Keller, who has three kids, was jobless and homeless.

“He alternated parking at one of the two Wal-Marts in his area and at rest stops and kept his gym membership active so he had somewhere to shower and workout,” according to the story.

In a spring 2014 interview, Keller said he was bitter toward his swimming career and didn’t know where three of his Olympic medals were located.

“It’s not right, but I still probably hold some bitterness toward myself mostly, but also a little bit toward my sport because I let myself get too deep into it,” Keller said then. “I’m still not quite over that, unfortunately, but I’m working on it. I do love the sport. I’m just a little disappointed overall.”

The effects of leaving swimming spread through his life.

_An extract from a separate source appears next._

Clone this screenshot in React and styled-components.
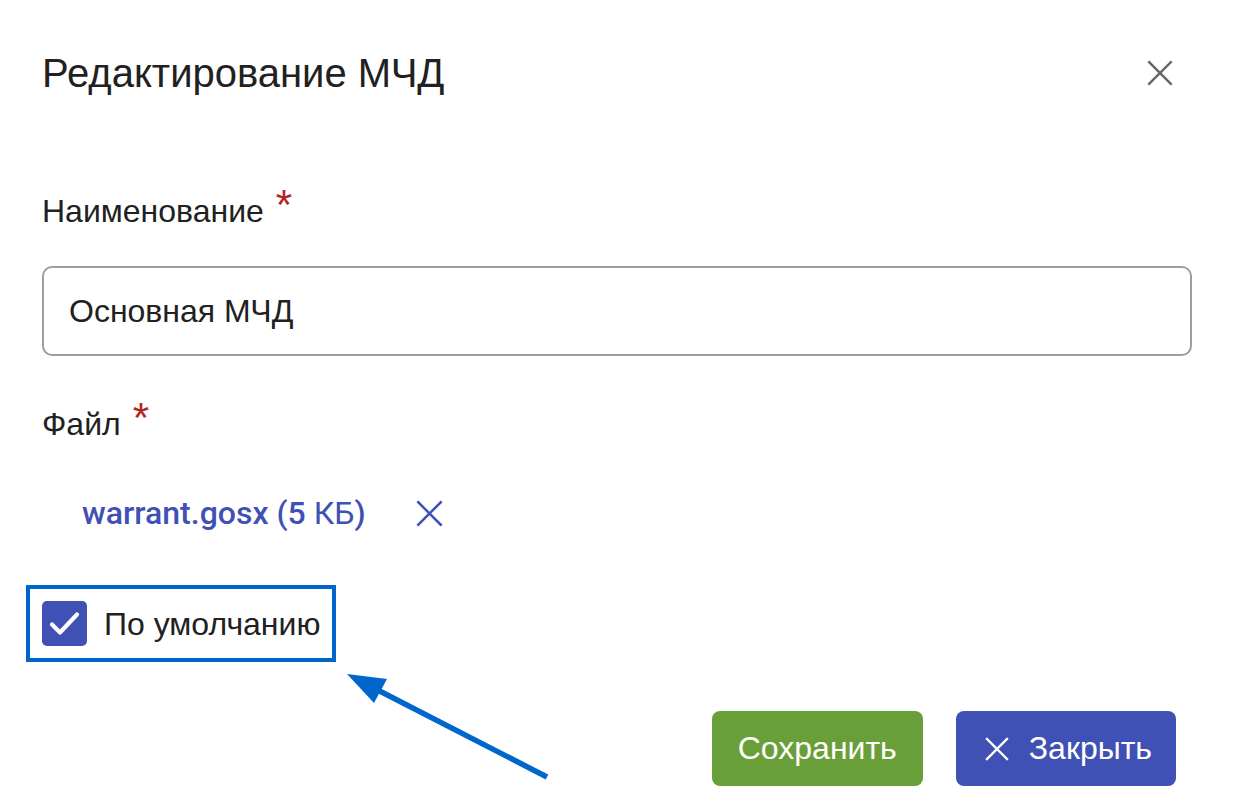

“After swimming, I thought I had to find the same title or level of success in my work — no matter what I was doing or how much I didn’t enjoy it – to feel that same success that I did in swimming,” Keller said, according to USA Swimming. “In swimming, you have to be selfish to a large degree to be successful, but when you are a husband and father, you have to be more selfless — and I wasn’t. As I look back now, I wasn’t a very good husband.”

Now, Keller is back on his feet, having moved to Colorado Springs, working in residential real estate and accruing airline miles on his credit card to fund trips to see his children, according to USA Swimming.